Combined income is calculated as:
Adjusted Gross Income (AGI) + Nontaxable Interest + 50% of your Social Security benefits
Once you have that number, the IRS applies thresholds based on your filing status:
| Filing Status | Combined Income | % of Benefits That May Be Taxable |
|---|---|---|
| Single / Head of Household | Below $25,000 | 0% |
| Single / Head of Household | $25,000 – $34,000 | Up to 50% |
| Single / Head of Household | Above $34,000 | Up to 85% |
| Married Filing Jointly | Below $32,000 | 0% |
| Married Filing Jointly | $32,000 – $44,000 | Up to 50% |
| Married Filing Jointly | Above $44,000 | Up to 85% |
Important: "Up to 85%" means a maximum of 85% of your benefits can be counted as taxable income — not that you pay an 85% tax rate. You still pay your ordinary income tax rate on that portion.
These thresholds have not been adjusted for inflation since they were written into law in the 1980s and 1990s, which means more recipients cross them over time than Congress originally intended.

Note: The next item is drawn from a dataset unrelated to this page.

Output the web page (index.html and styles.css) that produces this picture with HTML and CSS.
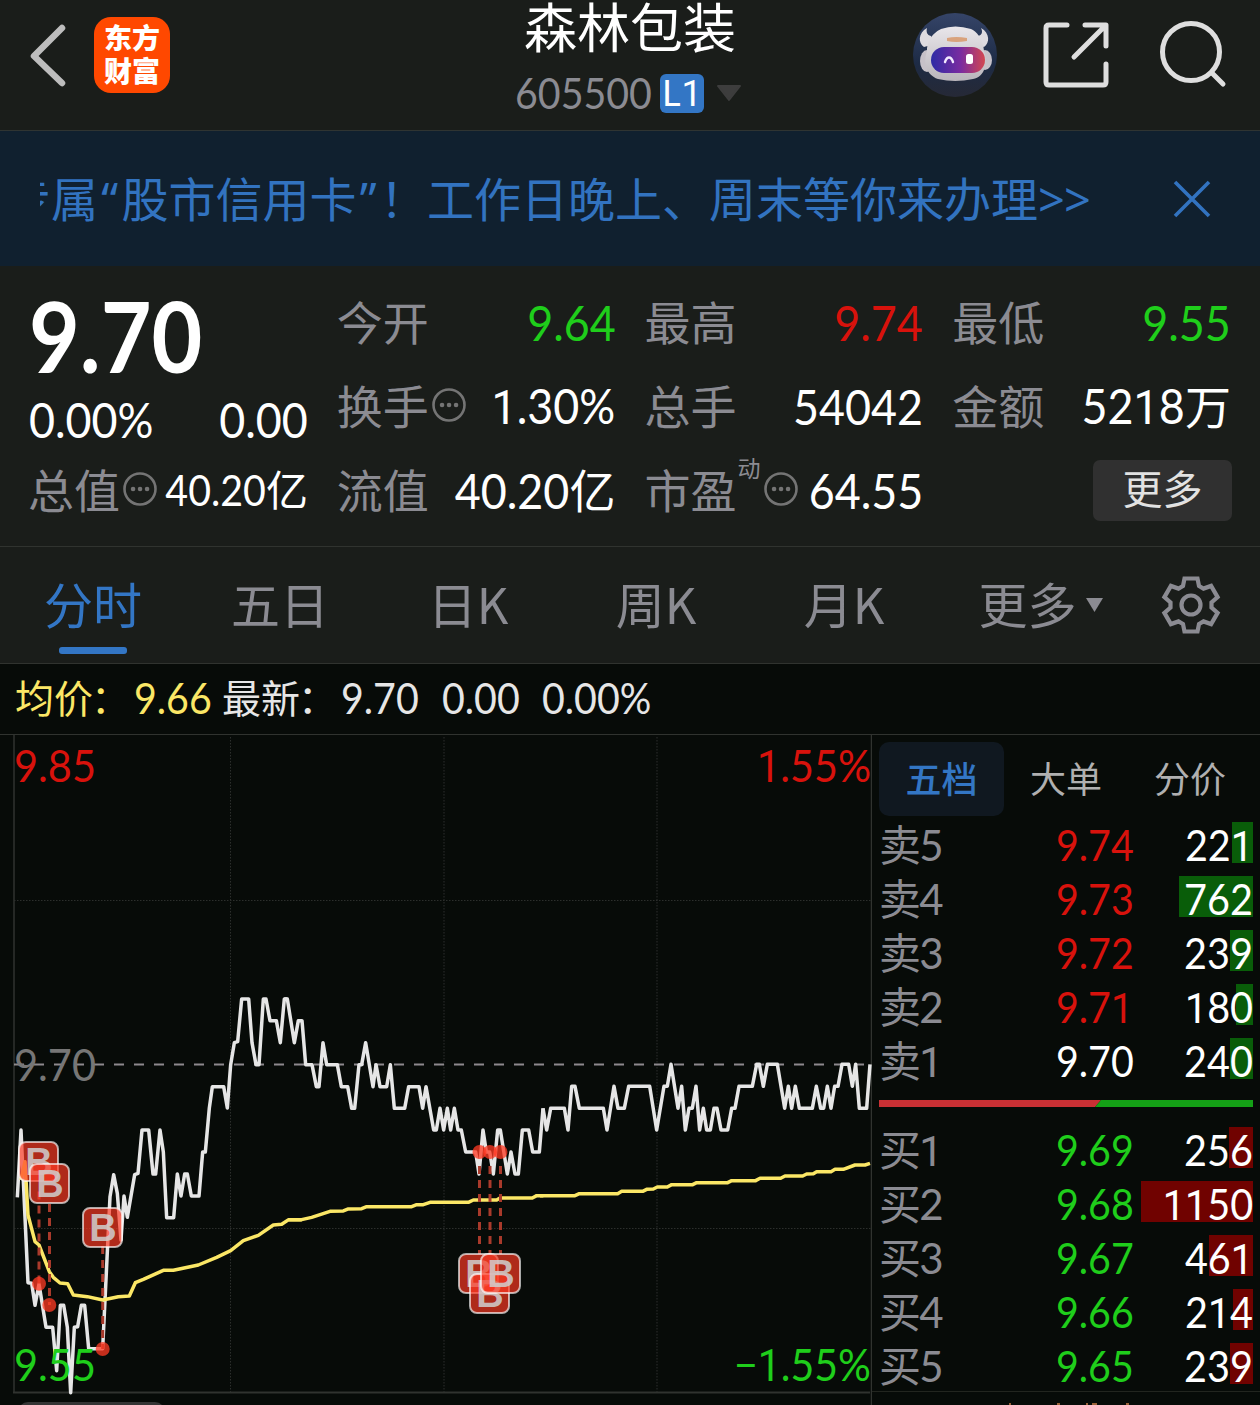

This is where things get complicated. The combined income formula pulls in income sources beyond SSDI, including:
If you receive only SSDI and have no other income sources, your combined income is likely below the $25,000 threshold, and your benefits would not be federally taxable. That's the situation for many SSDI recipients.
SSI (Supplemental Security Income) is never federally taxable. It's a needs-based program, and the IRS does not treat it as taxable income under any circumstances.
SSDI is an earned benefit tied to your work record and paid into through payroll taxes. The IRS treats it more like other Social Security retirement benefits — subject to the combined income rules above.
If you receive both programs simultaneously (called "concurrent benefits"), only the SSDI portion factors into the combined income calculation.
SSDI applicants who are approved after a lengthy appeals process often receive a lump-sum back pay payment covering months or years of owed benefits. This can create a tax problem if the entire amount is counted as income in the year it's received.
The IRS allows a lump-sum election that lets you spread back pay across the years it was actually owed, recalculating each year's tax liability separately. This often reduces — or eliminates — the tax owed on a large retroactive payment. The mechanics involve IRS Publication 915 and require careful arithmetic, but the option exists specifically to prevent a single-year income spike from distorting your tax picture.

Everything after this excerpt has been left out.